• _Records with interface code_:
-------

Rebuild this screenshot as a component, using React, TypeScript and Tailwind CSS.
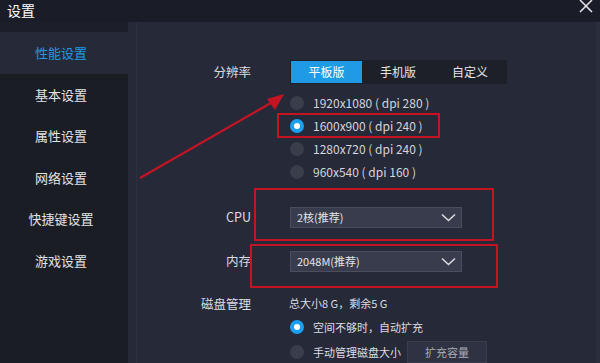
import React from "react";

const font = { fontFamily: '"Noto Sans CJK SC", "Noto Sans", sans-serif' };

const navItems = ["性能设置", "基本设置", "属性设置", "网络设置", "快捷键设置", "游戏设置"];
const resolutions = [
  "1920x1080 ( dpi 280 )",
  "1600x900 ( dpi 240 )",
  "1280x720 ( dpi 240 )",
  "960x540 ( dpi 160 )",
];

const Radio: React.FC<{ checked?: boolean }> = ({ checked }) =>
  checked ? (
    <span className="w-[14px] h-[14px] rounded-full bg-[#1d9fef] flex items-center justify-center shrink-0">
      <span className="w-[6px] h-[6px] rounded-full bg-white" />
    </span>
  ) : (
    <span className="w-[14px] h-[14px] rounded-full bg-[#3a3d4a] shrink-0" />
  );

const Chevron = () => (
  <svg width="15" height="9" viewBox="0 0 15 9" fill="none">
    <path d="M1 1.5 L7.5 7.5 L14 1.5" stroke="#d8dae0" strokeWidth="1.6" />
  </svg>
);

const Select: React.FC<{ value: string }> = ({ value }) => (
  <div className="w-[172px] h-[21px] bg-[#393c4d] border border-[#4a4d5e] flex items-center justify-between pl-[6px] pr-[5px]">
    <span className="text-[11px] text-[#e4e5ea] leading-none">{value}</span>
    <Chevron />
  </div>
);

const Label: React.FC<{ children: React.ReactNode }> = ({ children }) => (
  <div className="w-[123px] text-right text-[12.5px] text-[#dcdde2] leading-none shrink-0">
    {children}
  </div>
);

export default function App() {
  return (
    <div className="w-[600px] h-[363px] bg-[#262938] flex flex-col overflow-hidden select-none" style={font}>
      {/* title bar */}
      <div className="h-[22px] bg-[#1a1d27] flex items-start justify-between shrink-0">
        <span className="text-[14px] leading-[22px] text-white ml-[7px] -mt-[1px]">设置</span>
        <svg className="mr-[7px]" width="14" height="13" viewBox="0 0 14 13">
          <path d="M1 0 L13 12 M13 0 L1 12" stroke="#e8e8ec" strokeWidth="1.5" />
        </svg>
      </div>

      <div className="flex flex-1 min-h-0">
        {/* sidebar */}
        <div className="w-[128px] bg-[#1b1d24] flex flex-col shrink-0">
          <div className="h-[10px] bg-[#1c1f2a]" />
          {navItems.map((item, i) => (
            <div
              key={item}
              className={`h-[41.6px] flex items-center justify-center pr-[6px] text-[13px] ${
                i === 0 ? "bg-[#262938] text-[#1e9be4]" : "text-[#e2e3e7]"
              }`}
            >
              {item}
            </div>
          ))}
        </div>

        {/* main */}
        <div className="relative flex-1 flex flex-col border-r-[4px] border-[#2b2e3d]">
          <div className="absolute left-[8px] top-0 bottom-0 w-px bg-[#2d3041]" />

          {/* resolution tabs */}
          <div className="flex items-center mt-[38px]">
            <Label>分辨率</Label>
            <div className="ml-[39px] flex bg-[#1d2029] p-px w-[217px] h-[24px]">
              <div className="w-[71px] bg-[#1e9be4] text-white text-[12px] flex items-center justify-center">平板版</div>
              <div className="flex-1 text-[#e4e5ea] text-[12px] flex items-center justify-center">手机版</div>
              <div className="flex-1 text-[#e4e5ea] text-[12px] flex items-center justify-center">自定义</div>
            </div>
          </div>

          <div className="flex flex-col mt-[7px] pl-[162px]">
            {resolutions.map((r, i) => (
              <div key={r} className="h-[23px] flex items-center gap-[9px]">
                <Radio checked={i === 1} />
                <span className="text-[12px] text-[#d4d5da] leading-none">{r}</span>
              </div>
            ))}
          </div>

          <div className="flex items-center mt-[24px]">
            <Label>CPU</Label>
            <div className="ml-[39px]">
              <Select value="2核(推荐)" />
            </div>
          </div>

          <div className="flex items-center mt-[23px]">
            <Label>内存</Label>
            <div className="ml-[39px]">
              <Select value="2048M(推荐)" />
            </div>
          </div>

          <div className="flex items-center h-[20px] mt-[23px]">
            <Label>磁盘管理</Label>
            <span className="ml-[38px] text-[11px] text-[#dcdde2] leading-none">总大小8 G，剩余5 G</span>
          </div>

          <div className="flex items-center gap-[9px] h-[22px] mt-[5px] pl-[162px]">
            <Radio checked />
            <span className="text-[11px] text-[#dcdde2] leading-none">空间不够时，自动扩充</span>
          </div>

          <div className="flex items-center gap-[9px] h-[22px] mt-[4px] pl-[162px]">
            <Radio />
            <span className="text-[11px] text-[#dcdde2] leading-none">手动管理磁盘大小</span>
            <span className="-ml-[3px] w-[80px] h-[22px] bg-[#2f3243] border border-[#3a3d4e] text-[11px] text-[#a9abb5] flex items-center justify-center">
              扩充容量
            </span>
          </div>

          {/* red annotations */}
          <div className="absolute left-[149px] top-[91px] w-[163px] h-[25px] border-2 border-[#c41424]" />
          <div className="absolute left-[126px] top-[166px] w-[240px] h-[53px] border-2 border-[#c41424]" />
          <div className="absolute left-[122px] top-[222px] w-[248px] h-[44px] border-2 border-[#c41424]" />
          <svg className="absolute left-[8px] top-[68px]" width="160" height="95" viewBox="0 0 160 95">
            <path d="M4 88 L140 10" stroke="#c41424" strokeWidth="2.2" />
            <path d="M148 4 L131 9 L139 20 Z" fill="#c41424" />
          </svg>
        </div>
      </div>
    </div>
  );
}
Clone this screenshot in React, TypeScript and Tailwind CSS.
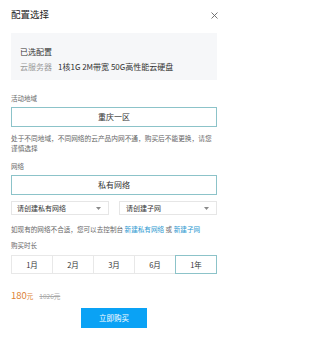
import React, { useState } from "react";

const durations = ["1月", "2月", "3月", "6月", "1年"];

const Caret = () => (
  <svg width="5" height="3" viewBox="0 0 5 3" className="shrink-0">
    <path d="M0 0 L5 0 L2.5 3 Z" fill="#8a8a8a" />
  </svg>
);

export default function App() {
  const [duration, setDuration] = useState("1年");

  return (
    <div
      className="w-[230px] h-[345px] bg-white pl-[11px] pr-[13px] text-[#333]"
      style={{ fontFamily: '"Noto Sans CJK SC", "Noto Sans", sans-serif' }}
    >
      {/* Header */}
      <div className="h-[30px] flex items-center justify-between">
        <span className="text-[9.5px] leading-none text-[#222]">配置选择</span>
        <svg width="7" height="7" viewBox="0 0 7 7" className="-mr-[1px]">
          <path d="M0.5 0.5 L6.5 6.5 M6.5 0.5 L0.5 6.5" stroke="#666" strokeWidth="0.9" />
        </svg>
      </div>

      {/* Selected config */}
      <div className="mt-[3px] h-[47px] bg-[#f6f7f9] pt-[14px] pl-[9px]">
        <div className="text-[8px] leading-[10px] text-[#333]">已选配置</div>
        <div className="mt-[5px] flex text-[8px] leading-[10px]">
          <span className="text-[#9a9a9a] w-[38px]">云服务器</span>
          <span className="text-[#333]">1核1G 2M带宽 50G高性能云硬盘</span>
        </div>
      </div>

      {/* Region */}
      <div className="mt-[13px] text-[6.5px] leading-[10px] text-[#666]">活动地域</div>
      <div className="mt-[4px] h-[20px] border border-[#8cc3c9] flex items-center justify-center text-[8px] text-[#333]">
        重庆一区
      </div>
      <p className="mt-[6px] text-[6.7px] leading-[10px] text-[#666]">
        处于不同地域，不同网络的云产品内网不通，购买后不能更换，请您
        <br />
        谨慎选择
      </p>

      {/* Network */}
      <div className="mt-[8px] text-[6.5px] leading-[10px] text-[#666]">网络</div>
      <div className="mt-[4px] h-[20px] border border-[#8cc3c9] flex items-center justify-center text-[8px] text-[#333]">
        私有网络
      </div>
      <div className="mt-[6px] flex justify-between">
        <div className="w-[98px] h-[14px] border border-[#e6e6e6] flex items-center justify-between pl-[5px] pr-[7px] text-[7px] text-[#333]">
          请创建私有网络
          <Caret />
        </div>
        <div className="w-[98px] h-[14px] border border-[#e6e6e6] flex items-center justify-between pl-[6px] pr-[7px] text-[7px] text-[#333]">
          请创建子网
          <Caret />
        </div>
      </div>
      <p className="mt-[9px] text-[6.6px] leading-[10px] text-[#666] whitespace-nowrap">
        如现有的网络不合适，您可以去控制台 <span className="text-[#2b98d0]">新建私有网络</span> 或{" "}
        <span className="text-[#2b98d0]">新建子网</span>
      </p>

      {/* Duration */}
      <div className="mt-[6px] text-[6.5px] leading-[10px] text-[#666]">购买时长</div>
      <div className="mt-[5px] flex h-[19px]">
        {durations.map((d) => (
          <button
            key={d}
            onClick={() => setDuration(d)}
            className={`flex-1 -ml-px first:ml-0 flex items-center justify-center text-[7.5px] text-[#333] border ${
              duration === d ? "border-[#8cc3c9] relative z-10" : "border-[#e8e8e8]"
            }`}
          >
            {d}
          </button>
        ))}
      </div>

      {/* Price */}
      <div className="mt-[14px] h-[12px] flex items-end leading-none">
        <span className="text-[9.5px] text-[#dd8236]">180</span>
        <span className="text-[6.5px] text-[#dd8236] mb-[1px]">元</span>
        <span className="ml-[6px] text-[6.5px] text-[#aaa] line-through mb-[1px]">1026元</span>
      </div>

      {/* Buy */}
      <div className="mt-[8px] flex justify-center">
        <button className="w-[66px] h-[20px] bg-[#0aa2f5] text-white text-[7.5px] flex items-center justify-center">
          立即购买
        </button>
      </div>
    </div>
  );
}
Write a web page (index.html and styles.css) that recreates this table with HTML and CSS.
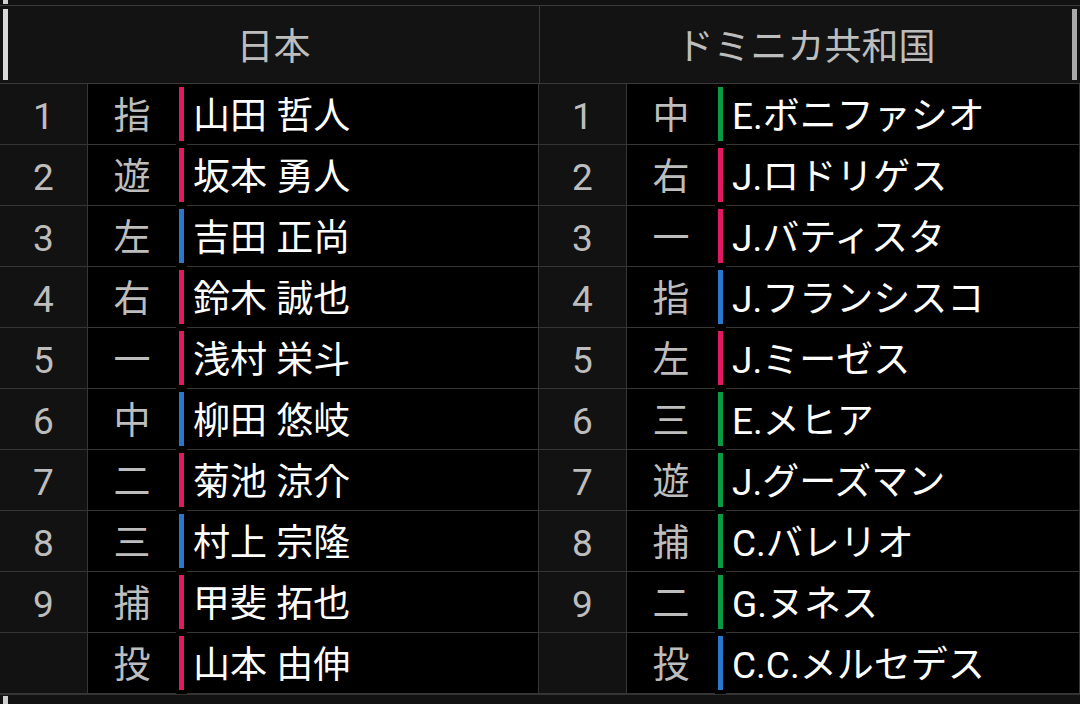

-------

• _Required task_: Report back each line of the entries that holds the string "this".

• _Task output_:
Rebuild this screenshot as a component, using React, TypeScript and Tailwind CSS.
Clone this screenshot in React, TypeScript and Tailwind CSS.
Write a web page (index.html and styles.css) that recreates this table with HTML and CSS.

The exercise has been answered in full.